Todo lo que ocurrió durante los gobiernos de Allende y de Pinochet cambió para siempre la vida de nuestra familia, que nunca volvió a ser la misma; y también la del país. Su alma republicana quedó profundamente herida, con un casi irreconciliable odio fraterno que derivó en una descomposición moral capaz de considerar que el horror sólo merecía ese calificativo cuando venía del otro bando, mientras se bendecía y justificaba cuando venía del propio. Nuestra tierra se volvió fértil para el odio, el mundo se dividió en buenos y malos, se perdió la racionalidad.
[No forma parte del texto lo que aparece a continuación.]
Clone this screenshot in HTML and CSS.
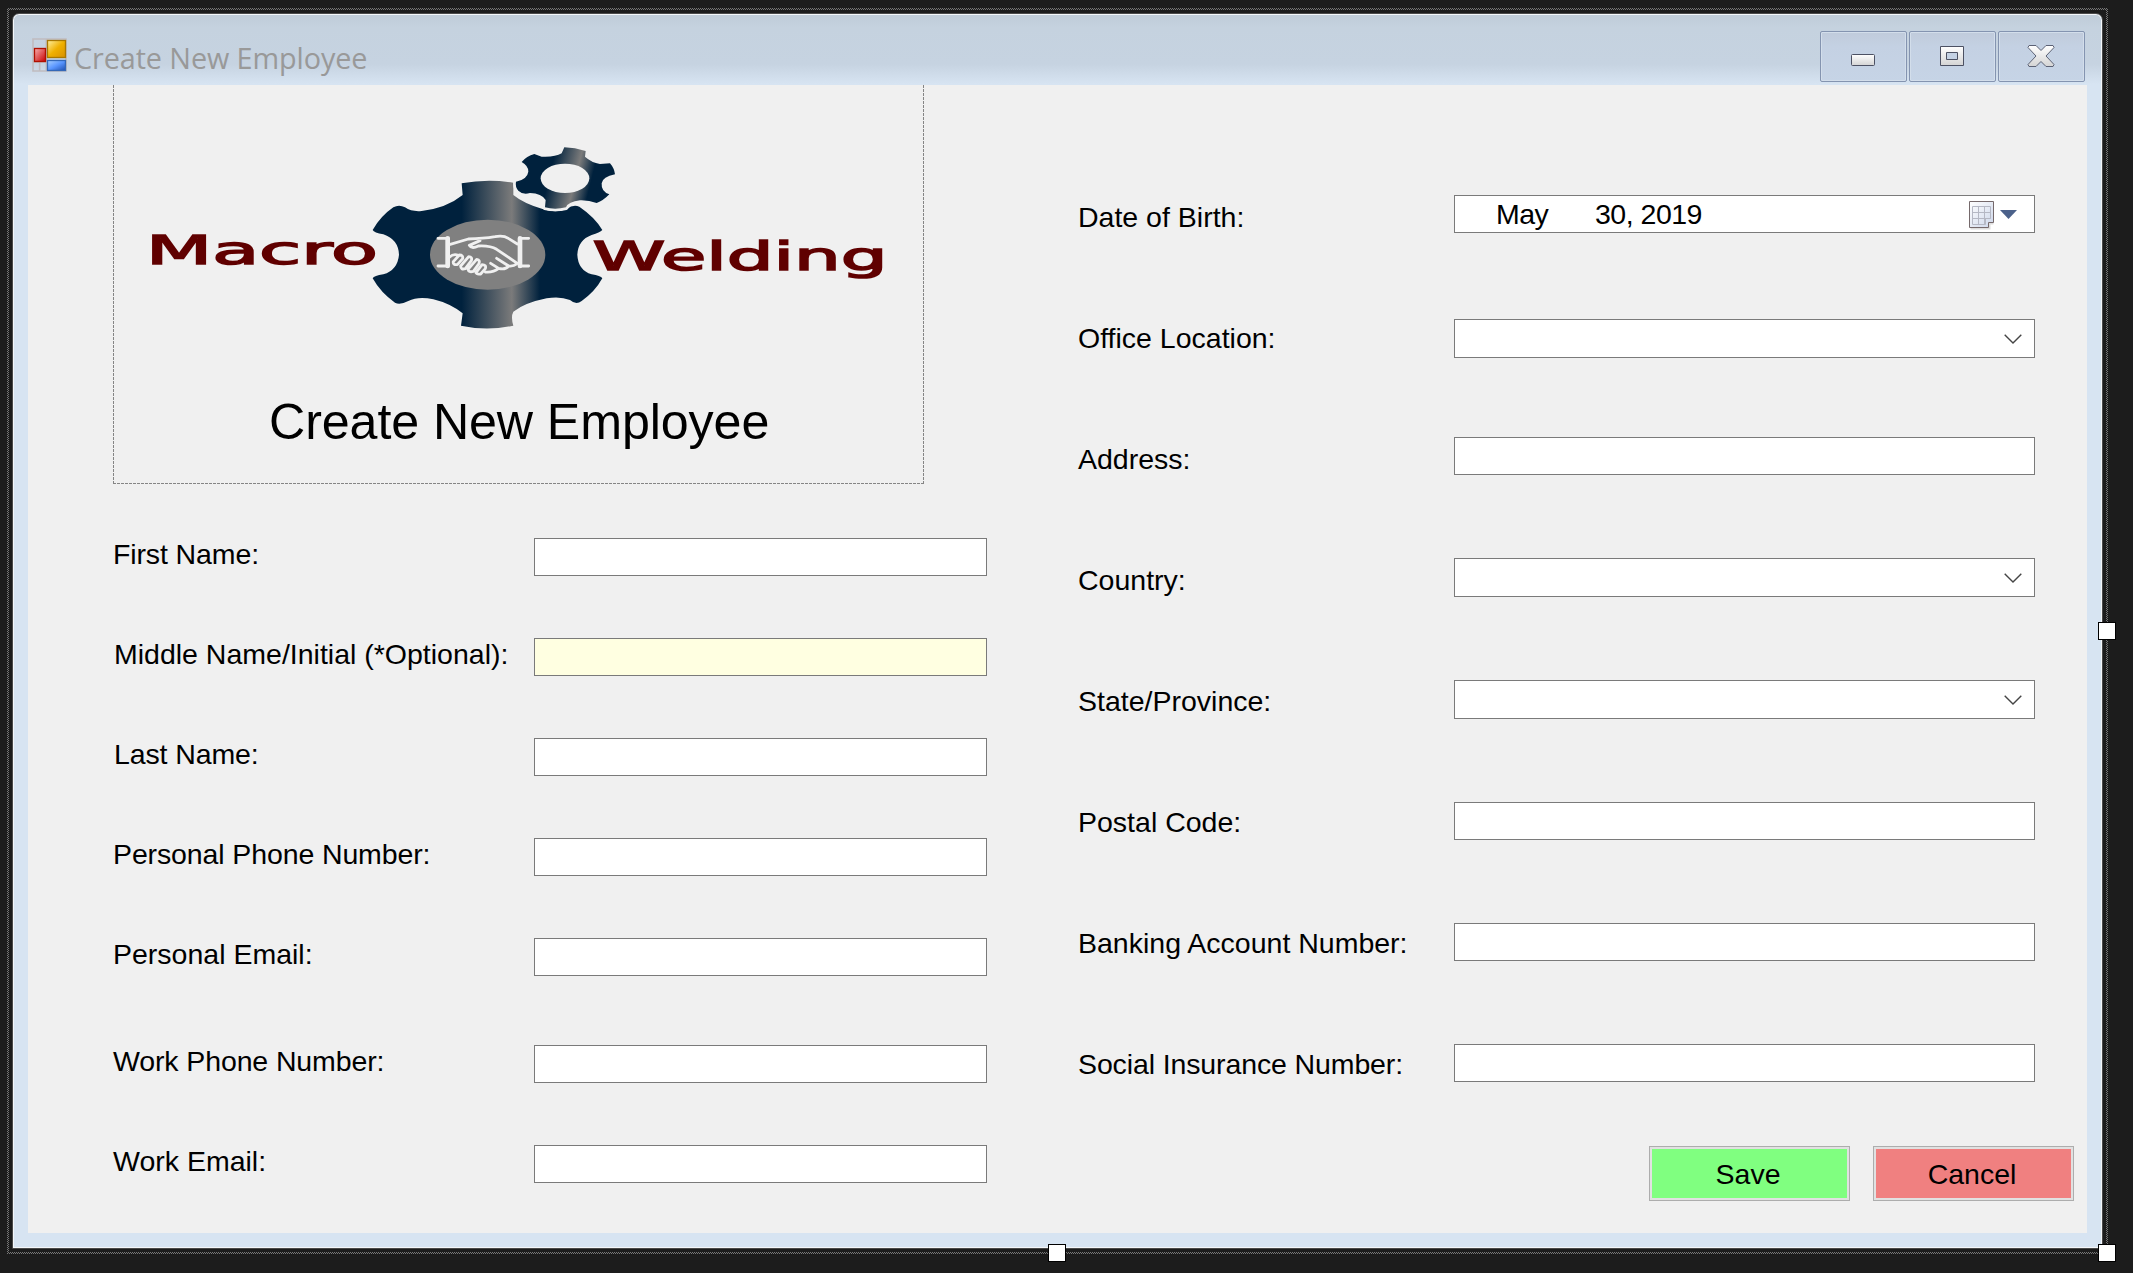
FILE: index.html
```html
<!DOCTYPE html>
<html lang="en">
<head>
<meta charset="utf-8">
<title>Create New Employee</title>
<link rel="stylesheet" href="styles.css">
</head>
<body>
<div class="selection">
<main class="window">
  <header class="titlebar">
    <svg class="app-icon" width="35" height="34" viewBox="0 0 105 102">
      <defs>
        <linearGradient id="yel" x1="0" y1="0" x2="1" y2="1"><stop offset="0" stop-color="#fff0a0"/><stop offset=".5" stop-color="#efb000"/><stop offset="1" stop-color="#d89000"/></linearGradient>
        <linearGradient id="red" x1="0" y1="0" x2="1" y2="1"><stop offset="0" stop-color="#f8b0b0"/><stop offset="1" stop-color="#c80000"/></linearGradient>
        <linearGradient id="blu" x1="0" y1="0" x2="1" y2="1"><stop offset="0" stop-color="#a8d0ff"/><stop offset=".5" stop-color="#5a96ff"/><stop offset="1" stop-color="#2050b0"/></linearGradient>
      </defs>
      <path d="M3 3H102V99H3ZM43 3V99M3 72H43M23 72V99" fill="none" stroke="#c0bcc0" stroke-width="5"/>
      <rect x="46.500" y="7.500" width="54" height="51" fill="url(#yel)" stroke="#a87800" stroke-width="4"/>
      <rect x="7.500" y="31.500" width="33" height="39" fill="url(#red)" stroke="#b01000" stroke-width="4"/>
      <rect x="46.500" y="67.500" width="54" height="30" fill="url(#blu)" stroke="#3468b8" stroke-width="4"/>
    </svg>
    <h1 class="title">Create New Employee</h1>
    <div class="controls">
      <span class="control"><svg width="87" height="51" viewBox="0 0 87 51"><rect x="31.500" y="23.500" width="23" height="11" rx="1" fill="url(#btn)" stroke="#4c5163"/></svg></span>
      <span class="control"><svg width="87" height="51" viewBox="0 0 87 51"><path d="M31.500 15.500h23v19h-23zM37.500 21.500v7h11v-7z" fill="url(#btn)" fill-rule="evenodd" stroke="#4c5163"/></svg></span>
      <span class="control"><svg width="87" height="51" viewBox="0 0 87 51"><defs><linearGradient id="btn" x1="0" y1="0" x2="0" y2="1"><stop offset="0" stop-color="#fff"/><stop offset="1" stop-color="#d4d4d4"/></linearGradient></defs><path d="M31 14.500h7l5 5 5-5h7l1 2-8 8.500 8 8.500-1 2h-7l-5-5-5 5h-7l-1-2 8-8.500-8-8.500z" fill="url(#btn)" stroke="#5c6275"/></svg></span>
    </div>
  </header>
  <section class="client">
    <div class="left">
      <div class="banner">
        <svg class="logo" width="811" height="300" viewBox="113 85 811 300">
          <defs>
            <linearGradient id="steel" gradientUnits="userSpaceOnUse" x1="1085" y1="0" x2="1320" y2="0"><stop offset="0" stop-color="#00213d"/><stop offset=".64" stop-color="#7b7b7b"/><stop offset="1" stop-color="#00213d"/></linearGradient>
            <linearGradient id="steel2" gradientUnits="userSpaceOnUse" x1="1350" y1="160" x2="1472" y2="190"><stop offset="0" stop-color="#00213d"/><stop offset=".62" stop-color="#7b7b7b"/><stop offset="1" stop-color="#00213d"/></linearGradient>
          </defs>
          <g transform="translate(100 120) scale(.33333)">
            <path fill="url(#steel)" d="M1085 190Q1162 175 1240 188V225Q1270 250 1330 268Q1370 280 1400 267Q1420 252 1438 260Q1485 292 1507 330Q1500 338 1475 345Q1434 360 1432 404Q1434 450 1475 463Q1502 467 1507 475Q1485 515 1445 543Q1428 556 1410 540Q1380 528 1340 535Q1275 548 1240 575Q1232 590 1240 617Q1160 634 1083 617L1088 580Q1050 550 1000 538Q955 528 925 543Q900 556 885 548Q842 518 818 475Q822 467 850 463Q893 450 897 404Q895 358 850 343Q822 338 818 330Q842 288 880 262Q897 252 915 262Q935 276 965 273Q1040 264 1088 225Z"/>
            <path fill="url(#steel2)" stroke="#f0f0f0" stroke-width="16" stroke-linejoin="round" paint-order="stroke" d="M1393 82Q1425 82 1457 93L1455 110Q1475 128 1500 132L1530 130Q1543 145 1545 163Q1508 170 1505 190Q1503 215 1528 223Q1510 242 1490 249Q1465 240 1440 241Q1405 245 1398 262Q1365 270 1335 262L1337 240Q1325 220 1290 219Q1268 225 1255 212Q1245 200 1248 185Q1282 178 1285 155Q1286 138 1265 126Q1280 108 1303 102L1325 110Q1365 112 1385 100Z"/>
            <ellipse cx="1395" cy="175" rx="73" ry="44" fill="#f0f0f0"/>
            <ellipse cx="1163" cy="404" rx="173" ry="105" fill="#808080"/>
            <g fill="none" stroke="#f0f0f0" stroke-width="8.500" stroke-linecap="round" stroke-linejoin="round">
              <path d="M1014 355H1045M1014 438H1045M1286 355H1258M1286 438H1258"/>
              <path d="M1043 355V438M1260 355V438" stroke-width="14"/>
              <path d="M1048 374Q1075 366 1105 357Q1150 356 1185 350Q1210 345 1225 355L1252 372M1140 362L1108 376Q1115 388 1135 378Q1170 376 1190 388L1252 430M1048 412Q1060 400 1075 406M1060 425L1078 405Q1090 405 1088 416L1072 434Q1058 435 1060 425M1082 438L1106 410Q1118 410 1114 422L1096 446Q1082 450 1082 438M1104 448L1130 418Q1142 420 1136 432L1120 454Q1106 458 1104 448M1128 458L1146 434Q1160 434 1156 446L1142 462Q1130 464 1128 458M1156 456Q1180 458 1196 445L1172 430M1196 445Q1216 450 1226 438L1190 415M1226 438Q1240 440 1250 432"/>
            </g>
          </g>
          <g class="wordmark">
            <text x="146" y="263.500" textLength="232" lengthAdjust="spacingAndGlyphs">Macro</text>
            <text x="592.500" y="270" textLength="295" lengthAdjust="spacingAndGlyphs">Welding</text>
          </g>
        </svg>
        <h2 class="heading">Create New Employee</h2>
      </div>
      <div class="fields personal">
        <label class="row"><span class="snug">First Name:</span><input class="box"></label>
        <label class="row"><span class="inset">Middle Name/Initial (*Optional):</span><input class="box optional"></label>
        <label class="row"><span class="inset snug">Last Name:</span><input class="box"></label>
        <label class="row"><span class="snug">Personal Phone Number:</span><input class="box"></label>
        <label class="row"><span>Personal Email:</span><input class="box"></label>
        <label class="row work"><span class="snug">Work Phone Number:</span><input class="box"></label>
        <label class="row"><span>Work Email:</span><input class="box"></label>
      </div>
    </div>
    <div class="right">
      <div class="fields details">
        <div class="row date"><span>Date of Birth:</span><div class="box picker"><span class="month">May</span><span class="day">30, 2019</span>
          <svg class="calendar" width="52" height="32" viewBox="0 0 52 32"><defs><linearGradient id="page" x1="0" y1="0" x2="1" y2="1"><stop offset="0" stop-color="#fff"/><stop offset="1" stop-color="#ccd6ea"/></linearGradient></defs><path d="M3.500 29.500h19v-5h4" fill="none" stroke="#ddd" stroke-width="2"/><path d="M2.500 2.500h24v21h-5v5h-19z" fill="url(#page)" stroke="#75696b"/><path d="M5.500 7.500h18v12h-5v6h-13zM11.500 7.500v18M17.500 7.500v18M5.500 13.500h18M5.500 19.500h18" fill="none" stroke="#b5b8c4"/><path d="M33 11h17l-8.500 9z" fill="#4b618a"/></svg>
        </div></div>
        <div class="row office"><span>Office Location:</span><div class="box combo"><svg width="18" height="10" viewBox="0 0 18 10"><path d="M.7.700L9 9l8.300-8.300"/></svg></div></div>
        <label class="row"><span>Address:</span><input class="box"></label>
        <div class="row country"><span>Country:</span><div class="box combo"><svg width="18" height="10" viewBox="0 0 18 10"><path d="M.7.700L9 9l8.300-8.300"/></svg></div></div>
        <div class="row state"><span>State/Province:</span><div class="box combo"><svg width="18" height="10" viewBox="0 0 18 10"><path d="M.7.700L9 9l8.300-8.300"/></svg></div></div>
        <label class="row low"><span>Postal Code:</span><input class="box"></label>
        <label class="row low"><span>Banking Account Number:</span><input class="box"></label>
        <label class="row low"><span class="snug">Social Insurance Number:</span><input class="box"></label>
      </div>
      <div class="actions">
        <button class="action save">Save</button>
        <button class="action cancel">Cancel</button>
      </div>
    </div>
  </section>
</main>
<i class="handle east"></i>
<i class="handle south"></i>
<i class="handle corner"></i>
</div>
</body>
</html>
```
FILE: styles.css
```css
* { box-sizing: border-box; }
html, body { height: 100%; overflow: hidden; }
body {
  margin: 0;
  padding: 8px 0 0 7px;
  background: #1c1c1c;
  color: #000;
  font: 28.5px/32px "Liberation Sans", Arial, sans-serif;
}
.selection {
  position: relative;
  width: 2101px;
  height: 1246px;
  padding: 5px;
  background:
    linear-gradient(#1c1c1c, #1c1c1c) 2px 2px / 2097px 1242px no-repeat,
    repeating-conic-gradient(#767676 0 25%, #1c1c1c 0 50%) 0 0 / 2px 2px;
}
.window {
  display: flex;
  flex-direction: column;
  width: 2091px;
  height: 1236px;
  padding: 0 15px 15px;
  border: 1px solid #4a4a4a;
  border-radius: 7px 7px 0 0;
  box-shadow: inset 0 0 0 1px #f4f7fa;
  background: linear-gradient(#bfccd8, #c5d2df 14px, #c6d3e1 50px, #d7e4f2 70px);
}
.titlebar { display: flex; height: 71px; flex: none; padding: 17px 2px 0 3px; }
.app-icon { flex: none; margin: 7px 0 0 1px; }
.title {
  margin: 7px auto 0 7px;
  color: #999;
  font: 400 28.8px/40px "Open Sans", "Noto Sans", sans-serif;
  letter-spacing: -.1px;
  white-space: nowrap;
}
.controls { display: flex; gap: 2px; }
.control {
  width: 87px;
  height: 51px;
  border: 1px solid #8494b0;
  border-radius: 2px;
  box-shadow: inset 0 0 0 1px #d3deeb;
  background: linear-gradient(#c0cbdb, #c4d1e3 30%, #c6d4e6);
}
.control svg { display: block; margin: -1px; }
.client { display: flex; flex: 1; background: #f0f0f0; }
.left { width: 959px; padding-left: 85px; }
.banner {
  width: 811px;
  height: 399px;
  background:
    repeating-linear-gradient(#858585 0 3px, transparent 3px 4px) left / 1px 100% no-repeat,
    repeating-linear-gradient(#858585 0 3px, transparent 3px 4px) right / 1px 100% no-repeat,
    repeating-linear-gradient(90deg, #858585 0 3px, transparent 3px 4px) bottom / 100% 1px no-repeat;
}
.logo { display: block; }
.wordmark {
  fill: #600000;
  stroke: #600000;
  stroke-width: 1.5px;
  font: 39.5px "DejaVu Sans", sans-serif;
}
.heading { margin: 8px 0 0 156px; font-size: 50.2px; font-weight: 400; line-height: 58px; letter-spacing: -.1px; white-space: nowrap; }
.fields { display: flex; flex-direction: column; }
.row { display: flex; justify-content: space-between; height: 38px; white-space: nowrap; }
.snug { letter-spacing: -.12px; }
.inset { padding-left: 1px; }
.box { height: 38px; margin: 0; padding: 0 8px; border: 1px solid #7a7a7a; background: #fff; outline: 0; font: inherit; }
.personal { width: 874px; gap: 62px; margin-top: 54px; }
.personal .box { width: 453px; }
.personal .work { margin-top: 7px; }
.personal .optional { background: #ffffe1; }
.right { width: 1100px; padding: 110px 0 0 89px; }
.details { width: 959px; gap: 83px; }
.details .box { width: 581px; }
.details .row > span { padding: 6px 0 0 2px; }
.office .box { margin-top: 3px; height: 39px; }
.country .box { height: 39px; }
.state .box { margin-top: 1px; height: 39px; }
.low .box { margin-top: 2px; }
.combo { display: flex; justify-content: flex-end; align-items: center; padding: 0 12px; }
.combo path { fill: none; stroke: #444; stroke-width: 1.4; }
.picker { display: flex; padding: 3px 15px 0 41px; letter-spacing: -.5px; line-height: 31px; }
.month { width: 99px; }
.calendar { margin: 0 0 0 auto; }
.actions { display: flex; gap: 23px; margin: 66px 0 0 573px; }
.action {
  width: 201px;
  height: 55px;
  padding: 0 3px 0 0;
  border: 1px solid #adadad;
  box-shadow: inset 0 0 0 2px #e1e1e1;
  color: #000;
  font: inherit;
}
.save { background: #80ff80; }
.cancel { background: #f08080; }
.handle { position: absolute; width: 18px; height: 18px; border: 1px solid #000; background: #fff; }
.east { left: 2091px; top: 614px; }
.south { left: 1041px; top: 1236px; }
.corner { left: 2091px; top: 1236px; }
```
Tras cincuenta años parece increíble que ese odio siga palpitando con tanta fuerza en el pecho de jóvenes que aún no nacían el 73, y a muchos sorprende que quienes lo sufrimos directamente no seamos quienes más lo siembran. Ese odio nos causó demasiado dolor y no podemos permitir que lo hereden y sufran las nuevas generaciones. No olvidamos, pero tenemos el derecho a soñar con un Chile sin divisiones, liberados ya de esa pesada mochila que tras medio siglo no debería seguir determinándonos, ni mucho menos envenenando a nuestra juventud.
Dejemos que a Allende y Pinochet los juzgue la Historia y escuchemos las voces que sean capaces de unirnos, no las que revivan y perpetúen la odiosa división, hipotecando la paz y el futuro de nuestra juventud.